I still can't see why adding code points beyond the BMP is most
important part of this change. If anything, the changes to categories
might affect applications. In all these cases, I'll assume that the
more recent database is more correct, so any change in behaviour is
likely for the better.

> What I'm really concerned about is that Python is moving on the dev
> edge here while most other technologies are still using Unicode
> 2.0. It's nice to be able to use Python as reference implementation
> for Unicode, but the interoperability between Python and
> Java/Windows suffers from this.

What do you mean "most other technologies"? Windows 2000+ support
UTF-16 at the API quite happily, OpenType supports UCS-4, XML is
defined in terms of Unicode-including-extended-planes, Unicode
normalization (mandated by all W3C recommendations) is defined in
terms of Unicode 3.1, the character database of JDK 1.4 is based on
Unicode 3.0. I don't think there are that many technologies which
still use Unicode 2.0 (explicitly: most applications don't actually
care whether a code point is assigned or not).

> Well, I should have written: ... while the code does not even
> fully implement Unicode 3.0.
> 
> Fortunately, you have already started working in that
> direction (adding normalization) and I'd like to thank
> you for your efforts.

While looking at normalization, I noticed an aspect that still
confuses me:

When new characters are added to Unicode, you can get additional
canonical decompositions. Applying the composition algorithm
mechanically, that could cause certain normal forms to change
depending on the Unicode version. Therefore, TR#15 defines a
composition version of Unicode to be used in normalization, see

http://www.unicode.org/unicode/reports/tr15/#Versioning

This version is defined to be Unicode 3.1.0. 

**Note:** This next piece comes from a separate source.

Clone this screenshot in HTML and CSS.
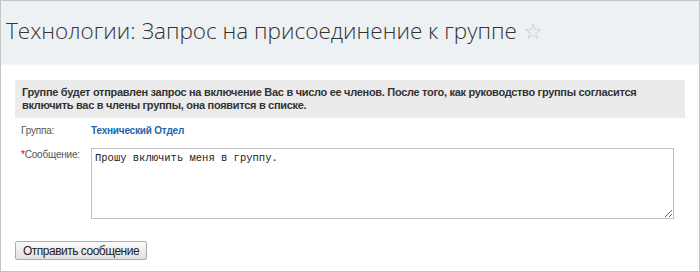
FILE: index.html
```html
<!DOCTYPE html>
<html lang="ru">
<head>
    <meta charset="UTF-8">
    <title>Запрос на присоединение к группе</title>
    <link rel="stylesheet" href="styles.css">
</head>
<body>
    <div class="page">
        <header class="page-header">
            <h1 class="page-title">Технологии: Запрос на присоединение к группе <span class="fav-star">&#9734;</span></h1>
        </header>
        <div class="content">
            <div class="notice">
                Группе будет отправлен запрос на включение Вас в число ее членов. После того, как руководство группы согласится
                включить вас в члены группы, она появится в списке.
            </div>
            <form class="request-form">
                <div class="form-row">
                    <span class="form-label">Группа:</span>
                    <a class="group-link" href="#">Технический Отдел</a>
                </div>
                <div class="form-row">
                    <label class="form-label" for="message"><span class="required">*</span>Сообщение:</label>
                    <textarea id="message" class="message-box">Прошу включить меня в группу.</textarea>
                </div>
                <button type="button" class="send-button">Отправить сообщение</button>
            </form>
        </div>
    </div>
</body>
</html>
```

FILE: styles.css
```css
body {
    margin: 0;
    font-family: Arial, "Liberation Sans", sans-serif;
    color: #333;
    background-color: #fff;
}
.page {
    box-sizing: border-box;
    width: 700px;
    height: 272px;
    border: 1px solid #c4c4c4;
    display: flex;
    flex-direction: column;
}
.page-header {
    height: 63px;
    background-color: #eef1f4;
    border-bottom: 1px solid #f4f6f8;
    padding-left: 5px;
}
.page-title {
    margin: 15px 0 0;
    font-family: "Open Sans", sans-serif;
    font-weight: 300;
    font-size: 22.5px;
    line-height: 30px;
    color: #333;
}
.fav-star {
    color: #c8c8c8;
    font-size: 22px;
    font-family: "DejaVu Sans", sans-serif;
}
.content {
    padding: 0 14px;
}
.notice {
    margin-top: 15px;
    padding: 6px 7px;
    background-color: #ebebeb;
    font-size: 11px;
    font-weight: bold;
    line-height: 13px;
    letter-spacing: -0.3px;
    color: #333;
}
.request-form {
    margin-top: 6px;
}
.form-row {
    display: grid;
    grid-template-columns: 70px 1fr;
    align-items: start;
    padding-left: 6px;
    margin-bottom: 10px;
    font-size: 10px;
    line-height: 14px;
    letter-spacing: -0.2px;
}
.form-label {
    color: #555;
}
.required {
    color: #d00;
}
.group-link {
    color: #2067b0;
    font-weight: bold;
    text-decoration: none;
}
.message-box {
    box-sizing: border-box;
    width: 583px;
    height: 71px;
    margin: 0;
    padding: 3px;
    border: 1px solid #c0c0c0;
    font-family: "Liberation Mono", "Courier New", monospace;
    font-size: 10.5px;
    letter-spacing: 0;
    color: #222;
}
.send-button {
    margin-top: 12px;
    height: 19px;
    padding: 0 7px;
    border: 1px solid #acacac;
    border-radius: 2px;
    background: linear-gradient(#fafafa, #e0e0e0);
    font-family: Arial, "Liberation Sans", sans-serif;
    font-size: 12px;
    letter-spacing: -0.5px;
    color: #222;
}
```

In turn, it seems that algorithms that perform normalization based on
older databases are incorrect (algorithms based on newer databases
must take the exclusion tables into account, which my patch does)
[this is the confusing part: how wrong are normalization algorithms
 based on, say, Unicode 3.0?]

So for this specific aspect, updating the Unicode database was really
necessary.

>  > Apparently, this impression is wrong. Can you please give precise
>  > instructions what constitutes "such a change"?
> 
> I consider changes in the design or additions that affect
> the design such a change.

That is still unclear. What's an addition? I did not really add
anything - I changed what was already there. Nor do I think I changed
the design.

Regards,
Martin